(Task statement)
Output the material below unchanged, apart from leaving out the pictures.

** start Raw data **

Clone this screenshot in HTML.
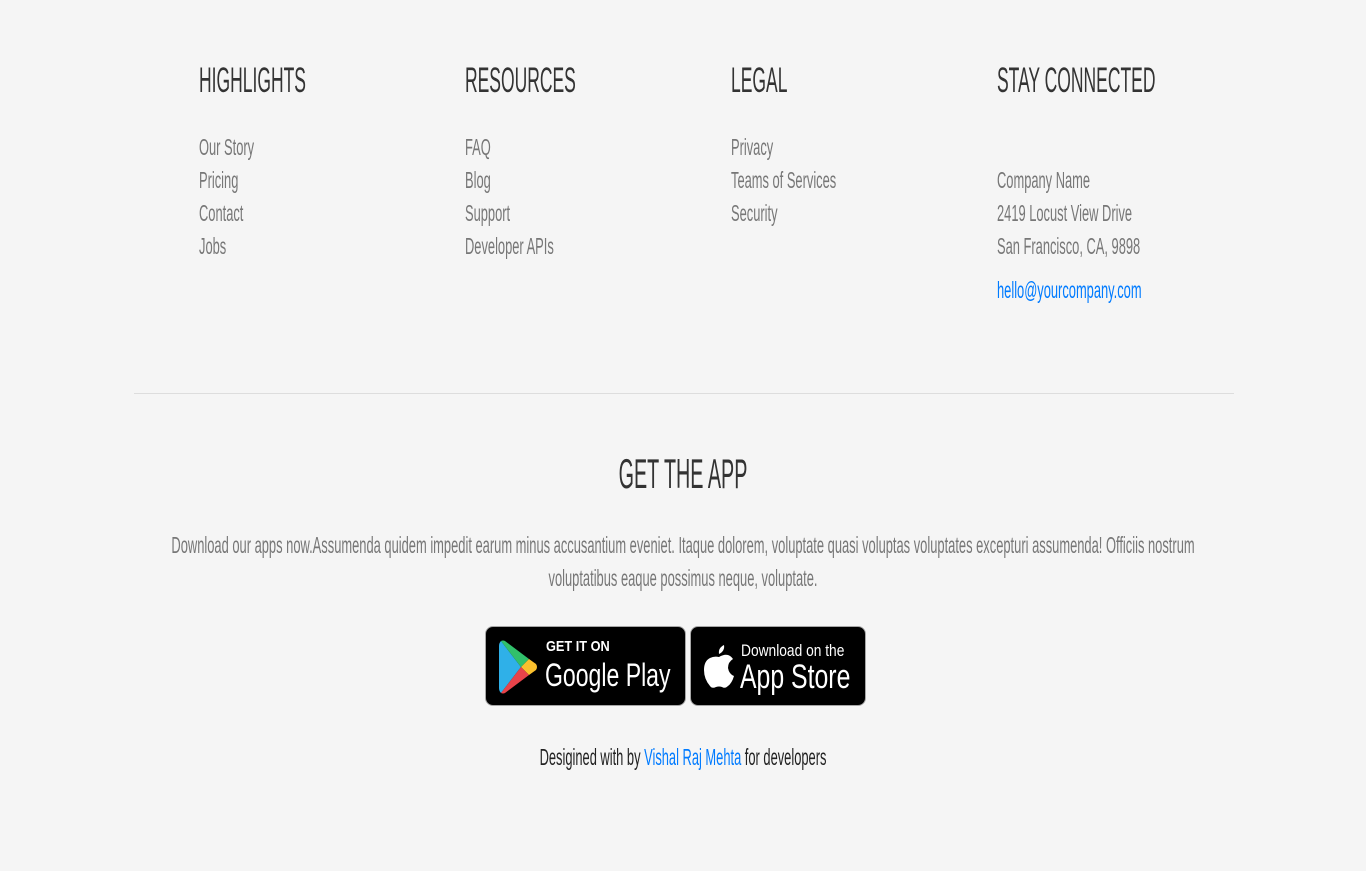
<!DOCTYPE html>
<html><head><meta charset="utf-8"><style>
body{margin:0;width:1366px;height:871px;background:#f5f5f5;position:relative;overflow:hidden;font-family:"Liberation Sans",sans-serif}
.t{position:absolute;white-space:nowrap;line-height:1;transform:scaleX(.56);transform-origin:0 0;font-size:23px;color:#777}
.h{font-size:35px;color:#333;transform:scaleX(.5)}
.c{left:-500px;width:2366px;text-align:center;transform-origin:50% 0}
a{color:#007bff;text-decoration:none}
.badge{position:absolute;background:#000;border:1.5px solid #a6a6a6;border-radius:8px;box-sizing:border-box;color:#fff;overflow:hidden}
.bt{position:absolute;white-space:nowrap;line-height:1;transform-origin:0 0}
</style></head><body>
<div class="t h" style="left:199px;top:63px">HIGHLIGHTS</div>
<div class="t h" style="left:465px;top:63px">RESOURCES</div>
<div class="t h" style="left:731px;top:63px">LEGAL</div>
<div class="t h" style="left:997px;top:63px">STAY CONNECTED</div>

<div class="t" style="left:199px;top:136px">Our Story</div>
<div class="t" style="left:199px;top:169px">Pricing</div>
<div class="t" style="left:199px;top:202px">Contact</div>
<div class="t" style="left:199px;top:235px">Jobs</div>

<div class="t" style="left:465px;top:136px">FAQ</div>
<div class="t" style="left:465px;top:169px">Blog</div>
<div class="t" style="left:465px;top:202px">Support</div>
<div class="t" style="left:465px;top:235px">Developer APIs</div>

<div class="t" style="left:731px;top:136px">Privacy</div>
<div class="t" style="left:731px;top:169px">Teams of Services</div>
<div class="t" style="left:731px;top:202px">Security</div>

<div class="t" style="left:997px;top:169px">Company Name</div>
<div class="t" style="left:997px;top:202px">2419 Locust View Drive</div>
<div class="t" style="left:997px;top:235px">San Francisco, CA, 9898</div>
<div class="t" style="left:997px;top:279px;color:#007bff">hello@yourcompany.com</div>

<div style="position:absolute;left:134px;top:393px;width:1100px;height:1px;background:#ddd"></div>

<div class="t h c" style="top:453px;font-size:42px;transform:scaleX(.47)">GET THE APP</div>
<div class="t c" style="top:534px;transform:scaleX(.561)">Download our apps now.Assumenda quidem impedit earum minus accusantium eveniet. Itaque dolorem, voluptate quasi voluptas voluptates excepturi assumenda! Officiis nostrum</div>
<div class="t c" style="top:567px;transform:scaleX(.561)">voluptatibus eaque possimus neque, voluptate.</div>

<div class="badge" style="left:485px;top:626px;width:201px;height:80px">
<svg style="position:absolute;left:13px;top:12px" width="38" height="56" viewBox="0 0 38 56">
<path d="M2 2 L22 28 L2 54 Q0 52 0 49 L0 7 Q0 4 2 2Z" fill="#2fb0e8"/>
<path d="M2 2 L22 28 L30 20 L6 2 Q4 1 2 2Z" fill="#31c06b"/>
<path d="M22 28 L30 20 L37 25 Q39 28 37 31 L30 36Z" fill="#fbc02d"/>
<path d="M2 54 L22 28 L30 36 L6 54 Q4 55 2 54Z" fill="#e8434a"/>
</svg>
<div class="bt" style="left:60px;top:12px;font-size:15px;font-weight:bold;transform:scaleX(.85)">GET IT ON</div>
<div class="bt" style="left:59px;top:32px;font-size:32px;transform:scaleX(.72)">Google Play</div>
</div>
<div class="badge" style="left:690px;top:626px;width:176px;height:80px">
<svg style="position:absolute;left:13px;top:16px" width="30" height="46" viewBox="0 0 30 46">
<path d="M20 2 Q21 8 15 11 Q14 5 20 2Z" fill="#fff"/>
<path d="M15 14 Q20 11 24 12 Q27 13 29 16 Q24 19 24 25 Q25 31 30 33 Q28 40 24 43 Q21 46 18 44 Q15 43 12 44 Q8 46 6 43 Q0 36 0 27 Q0 18 6 15 Q10 13 15 14Z" fill="#fff"/>
</svg>
<div class="bt" style="left:50px;top:15px;font-size:17px;transform:scaleX(.81)">Download on the</div>
<div class="bt" style="left:49px;top:33px;font-size:34px;transform:scaleX(.73)">App Store</div>
</div>

<div class="t c" style="top:746px;color:#222">Desigined with by <a>Vishal Raj Mehta</a> for developers</div>
</body></html>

** end Raw data **

(Answer)
Clone this screenshot in HTML.
<!DOCTYPE html>
<html><head><meta charset="utf-8"><style>
body{margin:0;width:1366px;height:871px;background:#f5f5f5;position:relative;overflow:hidden;font-family:"Liberation Sans",sans-serif}
.t{position:absolute;white-space:nowrap;line-height:1;transform:scaleX(.56);transform-origin:0 0;font-size:23px;color:#777}
.h{font-size:35px;color:#333;transform:scaleX(.5)}
.c{left:-500px;width:2366px;text-align:center;transform-origin:50% 0}
a{color:#007bff;text-decoration:none}
.badge{position:absolute;background:#000;border:1.5px solid #a6a6a6;border-radius:8px;box-sizing:border-box;color:#fff;overflow:hidden}
.bt{position:absolute;white-space:nowrap;line-height:1;transform-origin:0 0}
</style></head><body>
<div class="t h" style="left:199px;top:63px">HIGHLIGHTS</div>
<div class="t h" style="left:465px;top:63px">RESOURCES</div>
<div class="t h" style="left:731px;top:63px">LEGAL</div>
<div class="t h" style="left:997px;top:63px">STAY CONNECTED</div>

<div class="t" style="left:199px;top:136px">Our Story</div>
<div class="t" style="left:199px;top:169px">Pricing</div>
<div class="t" style="left:199px;top:202px">Contact</div>
<div class="t" style="left:199px;top:235px">Jobs</div>

<div class="t" style="left:465px;top:136px">FAQ</div>
<div class="t" style="left:465px;top:169px">Blog</div>
<div class="t" style="left:465px;top:202px">Support</div>
<div class="t" style="left:465px;top:235px">Developer APIs</div>

<div class="t" style="left:731px;top:136px">Privacy</div>
<div class="t" style="left:731px;top:169px">Teams of Services</div>
<div class="t" style="left:731px;top:202px">Security</div>

<div class="t" style="left:997px;top:169px">Company Name</div>
<div class="t" style="left:997px;top:202px">2419 Locust View Drive</div>
<div class="t" style="left:997px;top:235px">San Francisco, CA, 9898</div>
<div class="t" style="left:997px;top:279px;color:#007bff">hello@yourcompany.com</div>

<div style="position:absolute;left:134px;top:393px;width:1100px;height:1px;background:#ddd"></div>

<div class="t h c" style="top:453px;font-size:42px;transform:scaleX(.47)">GET THE APP</div>
<div class="t c" style="top:534px;transform:scaleX(.561)">Download our apps now.Assumenda quidem impedit earum minus accusantium eveniet. Itaque dolorem, voluptate quasi voluptas voluptates excepturi assumenda! Officiis nostrum</div>
<div class="t c" style="top:567px;transform:scaleX(.561)">voluptatibus eaque possimus neque, voluptate.</div>

<div class="badge" style="left:485px;top:626px;width:201px;height:80px">
<svg style="position:absolute;left:13px;top:12px" width="38" height="56" viewBox="0 0 38 56">
<path d="M2 2 L22 28 L2 54 Q0 52 0 49 L0 7 Q0 4 2 2Z" fill="#2fb0e8"/>
<path d="M2 2 L22 28 L30 20 L6 2 Q4 1 2 2Z" fill="#31c06b"/>
<path d="M22 28 L30 20 L37 25 Q39 28 37 31 L30 36Z" fill="#fbc02d"/>
<path d="M2 54 L22 28 L30 36 L6 54 Q4 55 2 54Z" fill="#e8434a"/>
</svg>
<div class="bt" style="left:60px;top:12px;font-size:15px;font-weight:bold;transform:scaleX(.85)">GET IT ON</div>
<div class="bt" style="left:59px;top:32px;font-size:32px;transform:scaleX(.72)">Google Play</div>
</div>
<div class="badge" style="left:690px;top:626px;width:176px;height:80px">
<svg style="position:absolute;left:13px;top:16px" width="30" height="46" viewBox="0 0 30 46">
<path d="M20 2 Q21 8 15 11 Q14 5 20 2Z" fill="#fff"/>
<path d="M15 14 Q20 11 24 12 Q27 13 29 16 Q24 19 24 25 Q25 31 30 33 Q28 40 24 43 Q21 46 18 44 Q15 43 12 44 Q8 46 6 43 Q0 36 0 27 Q0 18 6 15 Q10 13 15 14Z" fill="#fff"/>
</svg>
<div class="bt" style="left:50px;top:15px;font-size:17px;transform:scaleX(.81)">Download on the</div>
<div class="bt" style="left:49px;top:33px;font-size:34px;transform:scaleX(.73)">App Store</div>
</div>

<div class="t c" style="top:746px;color:#222">Desigined with by <a>Vishal Raj Mehta</a> for developers</div>
</body></html>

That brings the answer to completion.